Wednesday, February 10, 2010

Care for the Care Giver

Hebrews 13: 5(a) (NIV)
 . . .God has said,

"Never will I leave you;
never will I forsake you."

Today, I'm thinking of the many care givers I know. There's Angie taking care of her husband with back pain, Barb taking care of her mom with cancer and her aging dad, and Bill taking care of his wife with cancer. Down the street, there's Harold who is 82 himself, taking care of his wife with Alzheimer's, and there's Kate at work that just had to move her mom out of her home and into a nursing home but still manages here affairs. There's me and my husband who look after my, still independent, mom and Down Syndrome sister that depend mainly on us for transportation.

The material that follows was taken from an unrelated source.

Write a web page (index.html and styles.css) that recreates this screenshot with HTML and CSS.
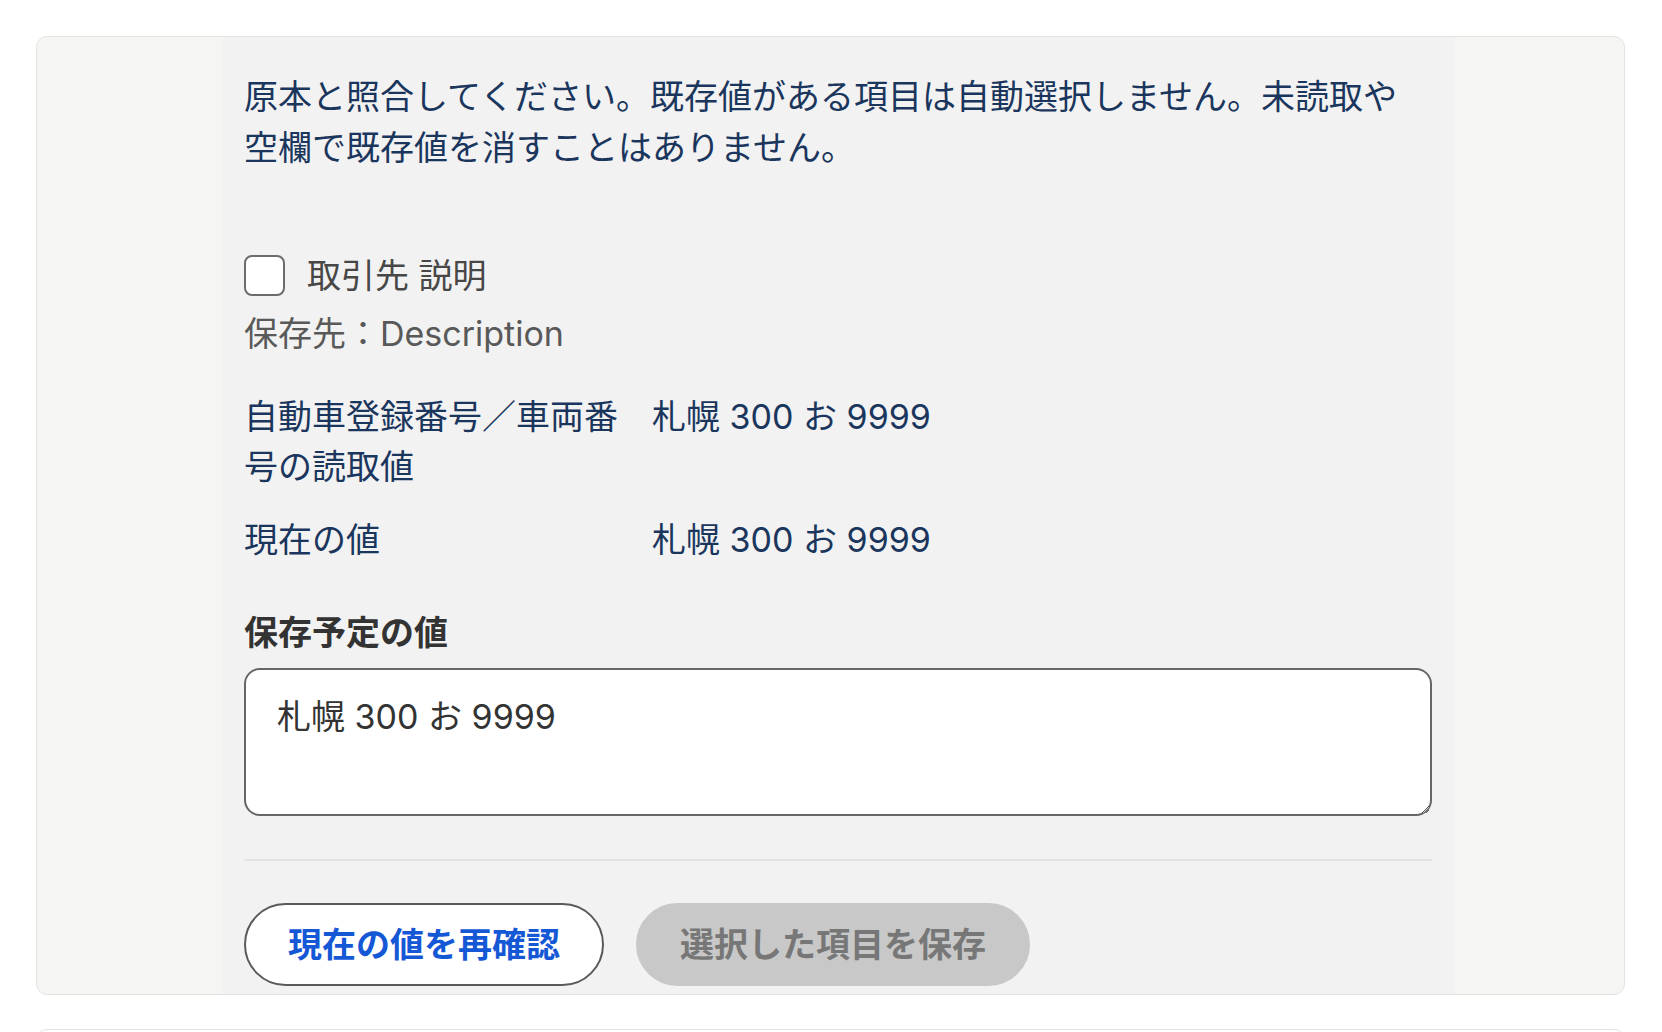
FILE: index.html
```html
<!DOCTYPE html>
<html lang="ja">
<head>
<meta charset="utf-8">
<title>照合</title>
<link rel="stylesheet" href="styles.css">
</head>
<body>
<section class="card">
  <div class="panel">
    <p class="intro">原本と照合してください。既存値がある項目は自動選択しません。未読取や空欄で既存値を消すことはありません。</p>

    <label class="check-row">
      <input type="checkbox" class="check">
      <span class="check-label">取引先 説明</span>
    </label>
    <p class="dest">保存先：Description</p>

    <dl class="compare">
      <dt>自動車登録番号／車両番号の読取値</dt>
      <dd>札幌 300 お 9999</dd>
      <dt>現在の値</dt>
      <dd>札幌 300 お 9999</dd>
    </dl>

    <h3 class="field-title">保存予定の値</h3>
    <textarea class="value-input">札幌 300 お 9999</textarea>

    <hr class="divider">

    <div class="actions">
      <button class="btn btn-outline" type="button">現在の値を再確認</button>
      <button class="btn btn-disabled" type="button" disabled>選択した項目を保存</button>
    </div>
  </div>
</section>
<section class="card next"></section>
</body>
</html>
```

FILE: styles.css
```css
* {
  box-sizing: border-box;
}

html, body {
  margin: 0;
  padding: 0;
  background: #ffffff;
}

body {
  font-family: "Inter", "Noto Sans CJK JP", "Noto Sans", sans-serif;
  font-size: 34px;
  line-height: 51px;
  color: #1b365d;
  padding: 36px 37px 0 36px;
  overflow: hidden;
  height: 1032px;
}

.card {
  height: 959px;
  border: 1px solid #e4e3de;
  border-radius: 11px;
  background: #f5f5f4;
  overflow: hidden;
  display: flex;
}

.card.next {
  margin-top: 34px;
  height: 200px;
  background: #ffffff;
}

.panel {
  margin-left: 186px;
  width: 1232px;
  background: #f2f2f2;
  padding: 34px 23px 0 21px;
}

.intro {
  margin: 0;
  max-width: 1175px;
}

.check-row {
  display: flex;
  align-items: center;
  gap: 22px;
  margin-top: 77px;
  height: 51px;
  color: #474747;
}

.check {
  appearance: none;
  -webkit-appearance: none;
  margin: 0;
  width: 41px;
  height: 41px;
  border: 2px solid #6c6c6c;
  border-radius: 8px;
  background: #ffffff;
}

.dest {
  margin: 7px 0 0;
  color: #595959;
}

.compare {
  display: grid;
  grid-template-columns: 380px 1fr;
  column-gap: 28px;
  row-gap: 23px;
  margin: 33px 0 0;
  line-height: 50px;
}

.compare dt,
.compare dd {
  margin: 0;
}

.field-title {
  margin: 42px 0 0;
  font-size: 34px;
  line-height: 51px;
  font-weight: 700;
  color: #333333;
}

.value-input {
  display: block;
  width: 100%;
  height: 148px;
  margin-top: 10px;
  padding: 21px 31px;
  border: 2px solid #666666;
  border-radius: 16px;
  background: #ffffff;
  font-family: inherit;
  font-size: 34px;
  line-height: 51px;
  color: #333333;
}

.divider {
  margin: 43px 0 0;
  border: 0;
  border-top: 2px solid #e4e4e4;
}

.actions {
  display: flex;
  gap: 32px;
  margin-top: 42px;
}

.btn {
  height: 83px;
  padding: 0 42px;
  border-radius: 999px;
  font-family: inherit;
  font-size: 34px;
  font-weight: 700;
  line-height: 1;
}

.btn-outline {
  border: 2px solid #5a5a5a;
  background: #ffffff;
  color: #1558d6;
}

.btn-disabled {
  border: 2px solid #c8c8c8;
  background: #c8c8c8;
  color: #777777;
}
```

I'll guess that anyone who reads this can come up with a few people they know with care giving responsibilities.


We need to be thoughtful and prayerful for these people. Care giving is a full time job. They do this for someone they love while still trying to maintain some semblance of order in their own lives, as well. It can be a daunting responsibility and very taxing on the caregivers, both physically and emotionally. We are taking care of our loved ones, watching them suffer, while filling their prescriptions, cooking for them, taking them to a from the doctor's office, and the bathroom. After a while, it can get pretty tough for the caregiver to keep his or her spirits up, and not become resentful, or let it become more of a job than a labor of love.

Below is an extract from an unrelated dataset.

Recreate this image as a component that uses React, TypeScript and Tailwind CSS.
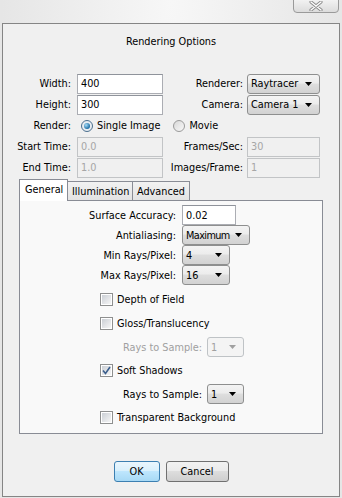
import React from "react";

const FONT = 'Tahoma, "DejaVu Sans Condensed", "DejaVu Sans", sans-serif';

function Arrow({ disabled }: { disabled?: boolean }) {
  return (
    <svg width="7" height="4" viewBox="0 0 7 4" className="shrink-0">
      <path d="M0 0 H7 L3.5 4 Z" fill={disabled ? "#a0a0a0" : "#000"} />
    </svg>
  );
}

function Select({ value, w, disabled, tight }: { value: string; w: string; disabled?: boolean; tight?: boolean }) {
  return (
    <div
      className={`${w} h-[20px] flex items-center justify-between pl-[3px] pr-[7px] rounded-[3px] border ${
        disabled
          ? "border-[#bfc3c6] bg-[#f4f4f4] text-[#a0a0a0]"
          : "border-[#8e8f8f] bg-[linear-gradient(#f4f4f4_0%,#ececec_45%,#dedede_50%,#d2d2d2_100%)] text-black"
      }`}
    >
      <span className={tight ? "tracking-[-0.6px]" : ""}>{value}</span>
      <Arrow disabled={disabled} />
    </div>
  );
}

function TextBox({ value, w, disabled }: { value: string; w: string; disabled?: boolean }) {
  return (
    <div
      className={`${w} h-[20px] flex items-center pl-[3px] border ${
        disabled
          ? "border-[#c2c4c6] bg-[#f0f0f0] text-[#a6a6a6]"
          : "border-[#abadb3] border-t-[#8f939b] bg-white text-black"
      }`}
    >
      {value}
    </div>
  );
}

function Radio({ checked }: { checked?: boolean }) {
  return (
    <span
      className={`w-[12px] h-[12px] rounded-full border flex items-center justify-center shrink-0 ${
        checked ? "border-[#4b6f8e] bg-[#e8edf2]" : "border-[#9a9a9a] bg-[linear-gradient(135deg,#d8d8d8,#f8f8f8)]"
      }`}
    >
      {checked && (
        <span className="w-[6px] h-[6px] rounded-full bg-[radial-gradient(circle_at_35%_35%,#a7dcf7,#1d6fa6_70%,#0d4e7a)]" />
      )}
    </span>
  );
}

function Check({ checked }: { checked?: boolean }) {
  return (
    <span className="w-[13px] h-[13px] border border-[#8e8f8f] bg-white flex items-center justify-center shrink-0">
      <span className="w-[9px] h-[9px] bg-[linear-gradient(135deg,#cbcfd5,#f6f6f6)] flex items-center justify-center">
        {checked && (
          <svg width="9" height="9" viewBox="0 0 9 9">
            <path d="M1 4.5 L3.5 7.5 L8 1" stroke="#3b5e8c" strokeWidth="1.6" fill="none" />
          </svg>
        )}
      </span>
    </span>
  );
}

function TopRow({
  left,
  leftCtrl,
  right,
  rightCtrl,
}: {
  left: string;
  leftCtrl: React.ReactNode;
  right: string;
  rightCtrl: React.ReactNode;
}) {
  return (
    <div className="h-[21px] flex items-center">
      <div className="w-[68px] text-right">{left}</div>
      <div className="ml-[6px]">{leftCtrl}</div>
      <div className="w-[80px] text-right">{right}</div>
      <div className="ml-[4px]">{rightCtrl}</div>
    </div>
  );
}

function PanelRow({ label, children }: { label: string; children: React.ReactNode }) {
  return (
    <div className="h-[20px] flex items-center">
      <div className="w-[156px] text-right">{label}</div>
      <div className="ml-[6px]">{children}</div>
    </div>
  );
}

export default function App() {
  return (
    <div
      className="w-[342px] h-[498px] relative bg-[radial-gradient(ellipse_at_50%_0%,#f7f7f7_0%,#e6e6e6_70%)] text-[10.8px] leading-[13px] text-black"
      style={{ fontFamily: FONT }}
    >
      <div className="h-[23px] flex justify-end pr-[3px]">
        <div className="w-[46px] h-[14px] -mt-[1px] rounded-b-[4px] border border-[#9a9a9a] bg-[linear-gradient(#f2f2f2,#dcdcdc)] flex items-center justify-center">
          <svg width="14" height="10" viewBox="0 0 14 10">
            <path d="M2 1 L12 9 M12 1 L2 9" stroke="#8a8a8a" strokeWidth="3.2" strokeLinecap="round" />
            <path d="M2 1 L12 9 M12 1 L2 9" stroke="#ffffff" strokeWidth="1.4" strokeLinecap="round" />
          </svg>
        </div>
      </div>
      <div className="mx-[2px] h-[474px] border border-[#858585] bg-[#f0f0f0] flex flex-col">
        <div className="pt-[11px] h-[14px] box-content text-center leading-[14px]">Rendering Options</div>
        <div className="mt-[24px] flex flex-col">
          <TopRow
            left="Width:"
            leftCtrl={<TextBox value="400" w="w-[86px]" />}
            right="Renderer:"
            rightCtrl={<Select value="Raytracer" w="w-[73px]" />}
          />
          <TopRow
            left="Height:"
            leftCtrl={<TextBox value="300" w="w-[86px]" />}
            right="Camera:"
            rightCtrl={<Select value="Camera 1" w="w-[73px]" />}
          />
          <div className="h-[21px] flex items-center">
            <div className="w-[68px] text-right">Render:</div>
            <div className="ml-[10px] flex items-center gap-[4px]">
              <Radio checked />
              <span>Single Image</span>
            </div>
            <div className="ml-[13px] flex items-center gap-[4px]">
              <Radio />
              <span>Movie</span>
            </div>
          </div>
          <TopRow
            left="Start Time:"
            leftCtrl={<TextBox value="0.0" w="w-[86px]" disabled />}
            right="Frames/Sec:"
            rightCtrl={<TextBox value="30" w="w-[73px]" disabled />}
          />
          <TopRow
            left="End Time:"
            leftCtrl={<TextBox value="1.0" w="w-[86px]" disabled />}
            right="Images/Frame:"
            rightCtrl={<TextBox value="1" w="w-[73px]" disabled />}
          />
        </div>

        <div className="mt-[1px] ml-[16px] w-[304px] flex flex-col">
          <div className="flex items-end h-[21px] relative z-10">
            <div className="h-[22px] -mb-[1px] px-[5px] w-[49px] border border-b-0 border-[#898c95] bg-white flex items-start pt-[3px]">
              General
            </div>
            <div className="h-[19px] w-[65px] border border-l-0 border-b-0 border-[#898c95] bg-[linear-gradient(#f2f2f2,#e3e3e3)] flex items-start pt-[3px] pl-[4px]">
              Illumination
            </div>
            <div className="h-[19px] w-[57px] border border-l-0 border-b-0 border-[#898c95] bg-[linear-gradient(#f2f2f2,#e3e3e3)] flex items-start pt-[3px] pl-[4px]">
              Advanced
            </div>
          </div>
          <div className="h-[234px] border border-[#898c95] bg-[#f9f9f9] flex flex-col pt-[4px]">
            <PanelRow label="Surface Accuracy:">
              <TextBox value="0.02" w="w-[54px]" />
            </PanelRow>
            <PanelRow label="Antialiasing:">
              <Select value="Maximum" w="w-[68px]" tight />
            </PanelRow>
            <PanelRow label="Min Rays/Pixel:">
              <Select value="4" w="w-[48px]" />
            </PanelRow>
            <PanelRow label="Max Rays/Pixel:">
              <Select value="16" w="w-[48px]" />
            </PanelRow>
            <div className="mt-[2px] flex flex-col pl-[80px]">
              <div className="h-[24px] flex items-center gap-[4px]">
                <Check />
                <span>Depth of Field</span>
              </div>
              <div className="h-[24px] flex items-center gap-[4px]">
                <Check />
                <span>Gloss/Translucency</span>
              </div>
              <div className="h-[24px] flex items-center">
                <div className="w-[102px] text-right text-[#a0a0a0]">Rays to Sample:</div>
                <div className="ml-[5px]">
                  <Select value="1" w="w-[37px]" disabled />
                </div>
              </div>
              <div className="h-[23px] flex items-center gap-[4px]">
                <Check checked />
                <span>Soft Shadows</span>
              </div>
              <div className="h-[24px] flex items-center">
                <div className="w-[102px] text-right">Rays to Sample:</div>
                <div className="ml-[5px]">
                  <Select value="1" w="w-[37px]" />
                </div>
              </div>
              <div className="h-[23px] flex items-center gap-[4px]">
                <Check />
                <span>Transparent Background</span>
              </div>
            </div>
          </div>
        </div>

        <div className="mt-[27px] flex justify-center gap-[6px]">
          <div className="w-[46px] h-[21px] rounded-[3px] border border-[#3c7fb1] bg-[linear-gradient(#eaf6fd_0%,#d9f0fc_45%,#bee6fd_50%,#a7d9f5_100%)] flex items-center justify-center">
            OK
          </div>
          <div className="w-[63px] h-[21px] rounded-[3px] border border-[#707070] bg-[linear-gradient(#f2f2f2_0%,#ebebeb_45%,#dddddd_50%,#cfcfcf_100%)] flex items-center justify-center">
            Cancel
          </div>
        </div>
      </div>
    </div>
  );
}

I speak from experience. During my late father's third Chemo treatment, he has his first heart attack. By the end of that week he had a triple bypass the lead to more than 30 days in the hospital. During that time, my brother and I assumed all responsibility for her transportation, and began to interface with the doctors, of whom there were several by then. Little things, like a dust ball under his bed, began to irritate me. Eventually, every night, when I came to pick up my mom and sister from the hospital, I would complain about it still being there. How it reflected the poor care he was getting. When in fact, he was getting excellent care, he was just really, really sick. One night, when I arrived, I saw the expression on both of my parents' faces change from "happy to see you" to "oh no, she's back". That's when I realized it had become a job for me, and not a good one. This was just the beginning, and I had to change my outlook, in order to lessen my parents' struggle, to make it easier somehow. After all, they were facing the possibility of saying good bye to one another after almost 50 years. All it took was a smile and a kiss from me to make things a bit easier on them.

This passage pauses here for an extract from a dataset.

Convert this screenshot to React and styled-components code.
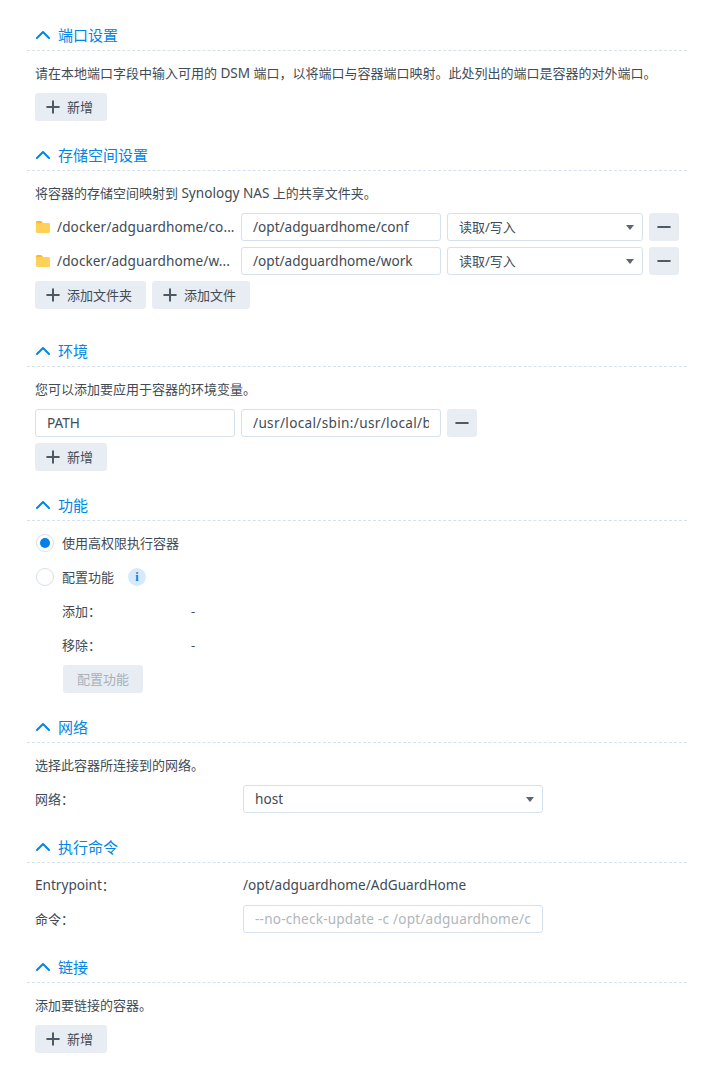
import React from 'react';
import styled, { createGlobalStyle } from 'styled-components';
import { ChevronUp, Plus, Minus } from 'lucide-react';

const GlobalStyle = createGlobalStyle`
  html, body {
    margin: 0;
    padding: 0;
    background: #fff;
  }
  body {
    font-family: "Noto Sans", "Noto Sans CJK SC", sans-serif;
    font-size: 13px;
    line-height: 20px;
    color: #414b55;
  }
`;

const Page = styled.div`
  padding: 20px 28px 19px 27px;
`;

const Section = styled.section`
  margin-bottom: ${props => props.$gap || 19}px;
`;

const Header = styled.div`
  display: flex;
  align-items: center;
  height: 30px;
  border-bottom: 1px dashed #d5e1ec;
  color: #0086e5;
  font-size: 15px;
`;

const Chevron = styled(ChevronUp)`
  width: 24px;
  height: 24px;
  margin-left: 4px;
  margin-right: 3px;
  color: #0086e5;
`;

const Body = styled.div`
  display: flex;
  flex-direction: column;
  gap: 6px;
  padding: 8px 8px 0;
`;

const Row = styled.div`
  display: flex;
  align-items: center;
  gap: 6px;
  height: 28px;
  white-space: nowrap;
`;

const TextRow = styled(Row)`
  display: block;
  line-height: 28px;
`;

const Latin = styled.span`
  font-size: 13.6px;
`;

const SourcePath = styled(Latin)`
  letter-spacing: 0.08px;
`;

const Indented = styled(Row)`
  padding-left: 27px;
  gap: 0;
`;

const Label = styled.div`
  width: 202px;
  flex-shrink: 0;
`;

const SubLabel = styled(Label)`
  width: 129px;
`;

const Button = styled.button`
  display: inline-flex;
  align-items: center;
  justify-content: center;
  gap: 4px;
  height: 28px;
  padding: 0 14px 0 8px;
  border: 0;
  border-radius: 3px;
  background: #e8edf4;
  color: #414b55;
  font: inherit;
`;

const DisabledButton = styled(Button)`
  width: 80px;
  padding: 0;
  margin-left: 1px;
  color: #a9b0b9;
`;

const SquareButton = styled(Button)`
  width: 30px;
  padding: 0;
`;

const Field = styled.div`
  box-sizing: border-box;
  display: flex;
  align-items: center;
  flex-shrink: 0;
  width: ${props => props.$width || 200}px;
  height: 28px;
  padding: 0 11px;
  border: 1px solid #d5e1ec;
  border-radius: 3px;
  background: #fff;
  color: ${props => (props.$placeholder ? '#b0b6bd' : '#414b55')};
  overflow: hidden;
  white-space: nowrap;
`;

const Clip = styled(Latin)`
  display: block;
  overflow: hidden;
  letter-spacing: ${props => props.$spread || 0}px;
`;

const Select = styled(Field)`
  justify-content: space-between;
  padding-right: 8px;
`;

const Caret = styled.span`
  width: 0;
  height: 0;
  border-left: 4.5px solid transparent;
  border-right: 4.5px solid transparent;
  border-top: 5px solid #5d6670;
`;

const FolderCell = styled.div`
  display: flex;
  align-items: center;
  gap: 7px;
  width: 200px;
  flex-shrink: 0;
  padding-left: 1px;
  box-sizing: border-box;
`;

const RadioMark = styled.span`
  box-sizing: border-box;
  display: flex;
  align-items: center;
  justify-content: center;
  width: 18px;
  height: 18px;
  margin: 0 8px 0 1px;
  border: 1px solid #d5e1ec;
  border-radius: 50%;
  background: #fff;
  &::after {
    content: '';
    display: ${props => (props.$checked ? 'block' : 'none')};
    width: 10px;
    height: 10px;
    border-radius: 50%;
    background: #0080e8;
  }
`;

const RadioRow = styled(Row)`
  gap: 0;
`;

const InfoBadge = styled.span`
  display: flex;
  align-items: center;
  justify-content: center;
  width: 18px;
  height: 18px;
  margin-left: 14px;
  border-radius: 50%;
  background: #d6eafb;
  color: #0080e8;
  font-family: "Liberation Serif", serif;
  font-size: 12px;
  font-weight: 700;
`;

const iconProps = { size: 20, strokeWidth: 2.4, color: '#4f5964' };

const FolderIcon = () => (
  <svg width="14" height="14" viewBox="0 0 14 14" style={{ flexShrink: 0 }}>
    <path d="M0 2.5C0 1.7.6 1 1.4 1h3.2c.4 0 .7.1 1 .4L7 3H0z" fill="#fbb82e" />
    <path d="M0 3h12.6c.8 0 1.4.6 1.4 1.4v7.2c0 .8-.6 1.4-1.4 1.4H1.4C.6 13 0 12.4 0 11.6z" fill="#ffd257" />
  </svg>
);

const AddButton = ({ children }) => (
  <Button>
    <Plus {...iconProps} />
    {children}
  </Button>
);

const RemoveButton = () => (
  <SquareButton>
    <Minus {...iconProps} />
  </SquareButton>
);

const Block = ({ title, gap, children }) => (
  <Section $gap={gap}>
    <Header>
      <Chevron strokeWidth={2} />
      {title}
    </Header>
    <Body>{children}</Body>
  </Section>
);

const VolumeRow = ({ source, target }) => (
  <Row>
    <FolderCell>
      <FolderIcon />
      <SourcePath>{source}</SourcePath>
    </FolderCell>
    <Field><Latin>{target}</Latin></Field>
    <Select $width={196}>
      读取/写入
      <Caret />
    </Select>
    <RemoveButton />
  </Row>
);

export default function App() {
  return (
    <Page>
      <GlobalStyle />
      <Block title="端口设置">
        <TextRow>请在本地端口字段中输入可用的 <Latin>DSM</Latin> 端口，以将端口与容器端口映射。此处列出的端口是容器的对外端口。</TextRow>
        <Row><AddButton>新增</AddButton></Row>
      </Block>

      <Block title="存储空间设置" gap={27}>
        <TextRow>将容器的存储空间映射到 <Latin>Synology NAS</Latin> 上的共享文件夹。</TextRow>
        <VolumeRow source="/docker/adguardhome/co..." target="/opt/adguardhome/conf" />
        <VolumeRow source="/docker/adguardhome/w..." target="/opt/adguardhome/work" />
        <Row>
          <AddButton>添加文件夹</AddButton>
          <AddButton>添加文件</AddButton>
        </Row>
      </Block>

      <Block title="环境">
        <TextRow>您可以添加要应用于容器的环境变量。</TextRow>
        <Row>
          <Field><Latin>PATH</Latin></Field>
          <Field><Clip $spread={0.33}>/usr/local/sbin:/usr/local/bin:/usr/sbin</Clip></Field>
          <RemoveButton />
        </Row>
        <Row><AddButton>新增</AddButton></Row>
      </Block>

      <Block title="功能">
        <RadioRow>
          <RadioMark $checked />
          使用高权限执行容器
        </RadioRow>
        <RadioRow>
          <RadioMark />
          配置功能
          <InfoBadge>i</InfoBadge>
        </RadioRow>
        <Indented>
          <SubLabel>添加：</SubLabel>
          -
        </Indented>
        <Indented>
          <SubLabel>移除：</SubLabel>
          -
        </Indented>
        <Indented><DisabledButton>配置功能</DisabledButton></Indented>
      </Block>

      <Block title="网络">
        <TextRow>选择此容器所连接到的网络。</TextRow>
        <Row>
          <Label>网络：</Label>
          <Select $width={300}>
            <Latin>host</Latin>
            <Caret />
          </Select>
        </Row>
      </Block>

      <Block title="执行命令">
        <Row>
          <Label><Latin>Entrypoint</Latin>：</Label>
          <Latin>/opt/adguardhome/AdGuardHome</Latin>
        </Row>
        <Row>
          <Label>命令：</Label>
          <Field $width={300} $placeholder>
            <Clip $spread={0.2}>--no-check-update -c /opt/adguardhome/conf/AdGuardHome.yaml</Clip>
          </Field>
        </Row>
      </Block>

      <Block title="链接" gap={0}>
        <TextRow>添加要链接的容器。</TextRow>
        <Row><AddButton>新增</AddButton></Row>
      </Block>
    </Page>
  );
}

My dad would be sick for a long time, before the Lord finally took him. My parents were able to celebrate their 50th year together and almost got to 51 before on Valentines Day, 2007, Dad just said he was tired of fighting, and Mom said that it was ok. He was gone two days later, at home, with all of us around him. It was very peaceful. In those two days, I stayed with Mom and took care of Dad's needs so she could say good by. Since then, as Valentines Day approaches, I try to remember if I said good by, thanks for being a great dad, I remember when you make me that wooden whistle for me and took me fishing - - boy did I love spending time with you. I just can't remember. What I do remember is that during those two days, I was completely focused on his care, setting up hospice that would allow him to stay at home, getting the right meds administered through a feeding tube (he always did it himself), and taking care of all the other indignities that go along with physical weakness. None of it bothered me in the sense that I was able to function, as needed. I didn't get caught up in the sorrow of losing him. I just took care of him and waited there with Mom for him to go. This behavior was very different for me. I’m usually very emotional, especially about my dad.

I chose the verse because through the whole experience, I realized from whom my strength came. He never left me, in fact I had probably never felt as close to God in my life; I was completely focused and strengthened by Him. Again, He gave me what I needed, when I needed it, and I am grateful.

Pray for the caregivers you know. That they will be strengthened by God in their loving task. That it doesn't become a "job" for them and that they take the time to encourage those they care for while taking care of themselves. In this way they will continue to be mentally and physically strong.

1 comment:

  1. What a beautifully written item. Thank you for writting it and for all your prayers, support and encouragement always! You are a special woman and your family is lucky to have you.